While I can kind of understand that Amazon has their API and probably wants this to work similarly, but there is already a wide-spread protocol for sending out email (SMTP) and I just can't understand why they can't provide an endpoint for that.

Many applications which I really see making use of this already have built-in SMTP support (and are using that today), so why force developers to work with another, completely different API to send email over Amazon?




Check this out: http://docs.amazonwebservices.com/ses/latest/DeveloperGuide/...

You can configure SES to work with Postfix or Sendmail. It's at least close to what you're asking about.


Their solution involves hooking a perl script into mail delivery for sendmail and postfix.

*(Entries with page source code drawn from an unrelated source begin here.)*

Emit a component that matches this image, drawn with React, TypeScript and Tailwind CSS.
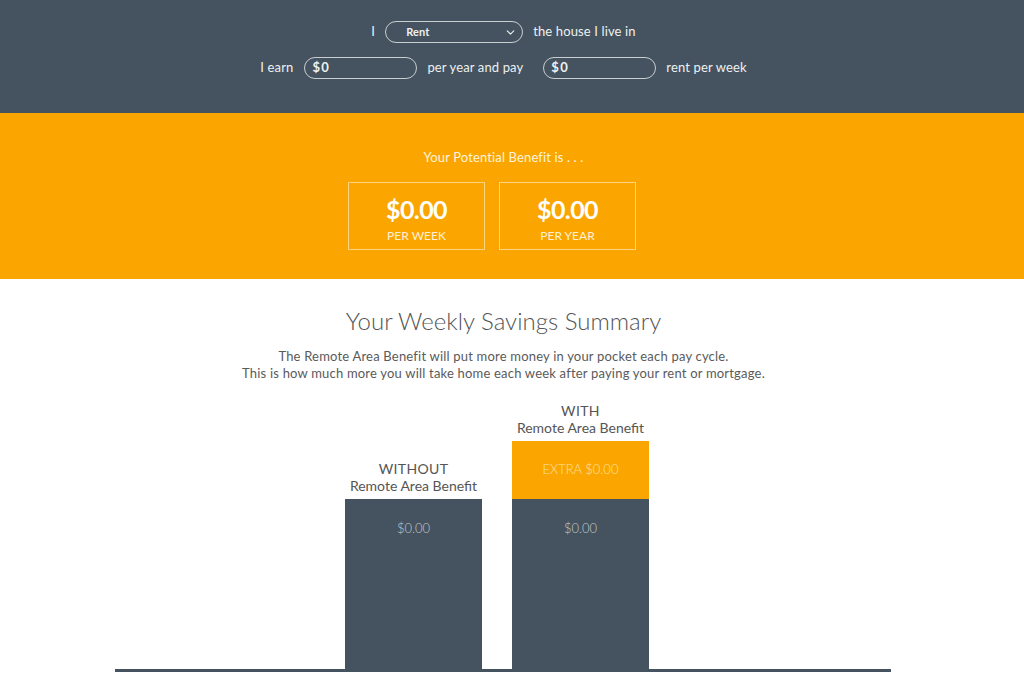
import { ChevronDown } from "lucide-react";

function Bar({
  label,
  extra,
}: {
  label: string;
  extra?: boolean;
}) {
  return (
    <div className="flex w-[137px] flex-col items-center">
      <div className="mb-[5px] text-center text-[14px] leading-[17px] text-[#555]">
        <div className="tracking-wide">{label}</div>
        <div>Remote Area Benefit</div>
      </div>
      {extra && (
        <div className="flex h-[58px] w-full items-center justify-center bg-[#fba600] text-[13px] font-light text-[#fde0a4]">
          EXTRA $0.00
        </div>
      )}
      <div className="h-[170px] w-full bg-[#44535f] pt-[20px] text-center text-[13px] font-light text-[#c4c9cd]">
        $0.00
      </div>
    </div>
  );
}

export default function App() {
  return (
    <div className="min-h-[681px] bg-white font-['Lato','Open_Sans',sans-serif]">
      {/* Inputs */}
      <div className="h-[113px] bg-[#44535f] pt-[21px] text-[13px] tracking-[0.01em] text-[#eef0f1]">
        <div className="flex w-[1007px] flex-col items-center">
          <div className="flex h-[22px] items-center">
            <span className="mr-[10px]">I</span>
            <div className="flex h-[22px] w-[138px] items-center justify-between rounded-full border border-[#c9ced2] pl-[20px] pr-[5px]">
              <span className="text-[11px] font-bold">Rent</span>
              <ChevronDown className="h-[13px] w-[13px]" strokeWidth={2} />
            </div>
            <span className="ml-[10px]">the house I live in</span>
          </div>
          <div className="mt-[14px] flex h-[22px] items-center">
            <span>I earn</span>
            <div className="ml-[11px] flex h-[22px] w-[113px] items-center rounded-full border border-[#c9ced2] pl-[7px] text-[13px] font-bold tracking-[0.1em]">
              $0
            </div>
            <span className="ml-[10px]">per year and pay</span>
            <div className="ml-[20px] flex h-[22px] w-[113px] items-center rounded-full border border-[#c9ced2] pl-[7px] text-[13px] font-bold tracking-[0.1em]">
              $0
            </div>
            <span className="ml-[10px]">rent per week</span>
          </div>
        </div>
      </div>

      {/* Potential benefit */}
      <div className="h-[166px] bg-[#fba600] pt-[36px] text-[#fdf3df]">
        <div className="w-[1007px] text-center text-[13px] leading-[17px] tracking-[0.01em]">
          Your Potential Benefit is . . .
        </div>
        <div className="ml-[348px] mt-[16px] flex gap-[14px]">
          {["PER WEEK", "PER YEAR"].map((p) => (
            <div
              key={p}
              className="flex h-[68px] w-[137px] flex-col items-center border border-[#fdd486] pt-[11px] text-white"
            >
              <div className="text-[25px] font-bold leading-[30px] tracking-tight">$0.00</div>
              <div className="mt-[4px] text-[12px] leading-[15px] text-[#fdf0d6]">{p}</div>
            </div>
          ))}
        </div>
      </div>

      {/* Summary */}
      <div className="flex w-[1007px] flex-col items-center pt-[27px]">
        <h1 className="text-[24px] font-light leading-[30px] text-[#555]">
          Your Weekly Savings Summary
        </h1>
        <p className="mt-[12px] text-center text-[13px] leading-[17px] tracking-[0.015em] text-[#5a5a5a]">
          The Remote Area Benefit will put more money in your pocket each pay cycle.
          <br />
          This is how much more you will take home each week after paying your rent or mortgage.
        </p>
      </div>

      {/* Chart */}
      <div className="ml-[115px] mt-[20px] w-[776px]">
        <div className="flex items-end gap-[30px] border-b-[3px] border-[#44535f] pl-[230px]">
          <Bar label="WITHOUT" />
          <Bar label="WITH" extra />
        </div>
      </div>
    </div>
  );
}
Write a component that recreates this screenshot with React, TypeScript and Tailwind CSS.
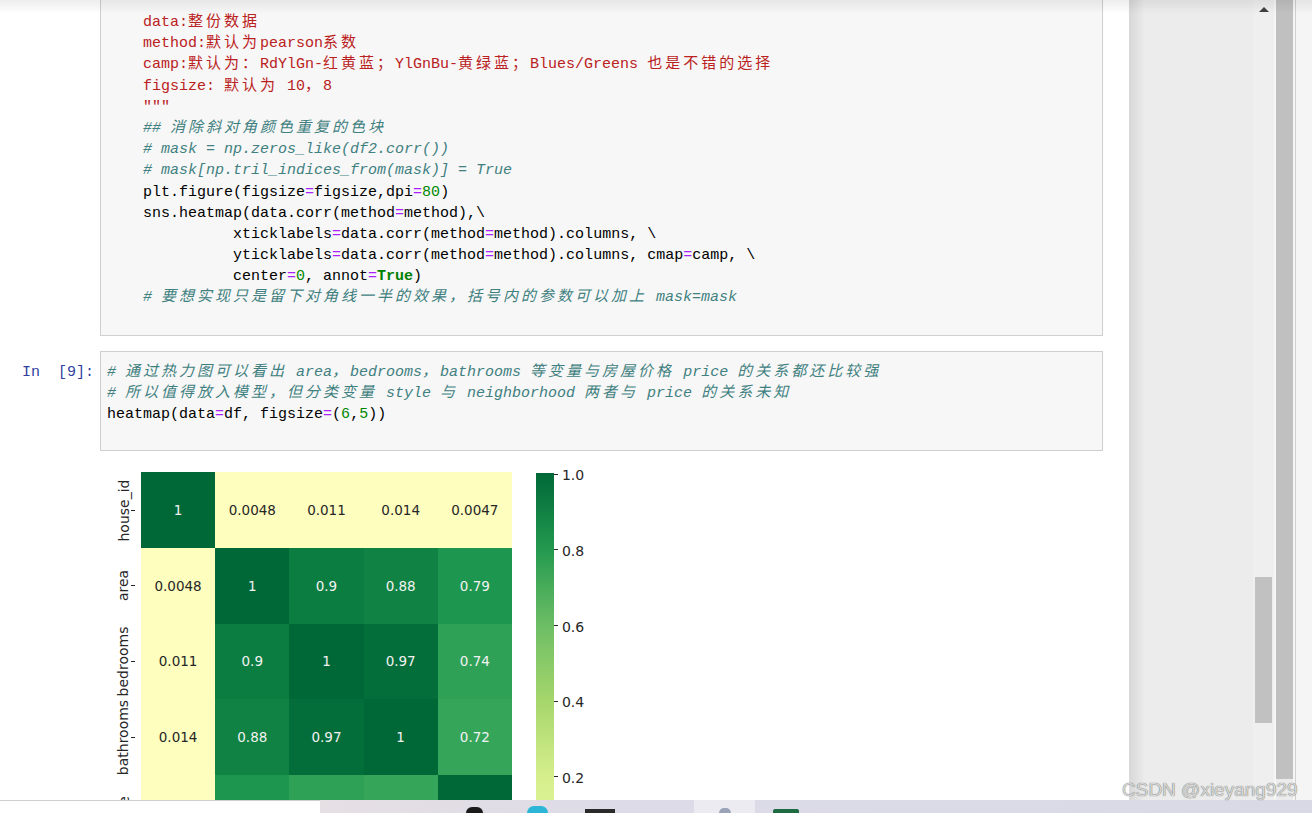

Now, I have nothing against that method in general, but if you need to send so many emails that it's useful to use the Amazon service, then forking, starting up perl and then running that script for every email you are sending might not be a viable option performance-wise.

On the other hand: If you are using amazon's service for sending mail, then with some likelyhood you are also running EC2 where wasting a couple of CPU cycles is beneficial for Amazon :-)


If they use SMTP, they run the risk of a compromised server sending spam through them. With the API, it makes it a bit more difficult for a compromised machine to start spamming, unless it already has API keys for this service.


Nothing prevents them from requiring SMTP-Auth for authentication to make sure that the sending is coupled to a specific account.

If we are talking compromised machines, then the key would be compromised as well at which point a spammer can use that key to send spam regardless of protocol.

I'm not saying to use smtp auth with your amazon username and password, but with some token derived from the API key, but just SMTP.


Except they already have auth setup for all their other webservices. Why not make email yet another service and the auth infrastructure is already there.


Unless the compromised server already has sendmail or postfix configured to use Amazon's perl script as a transport (according to the directions in Amazon's own help files). In that case, the attacker doesn't have to even bother looking around for the API keys --- everything's already set up.


Makes sense to me. Those gradual rate increases show they're pretty wary of the spammer threat.


purely security by proprietary obfuscation? clueless.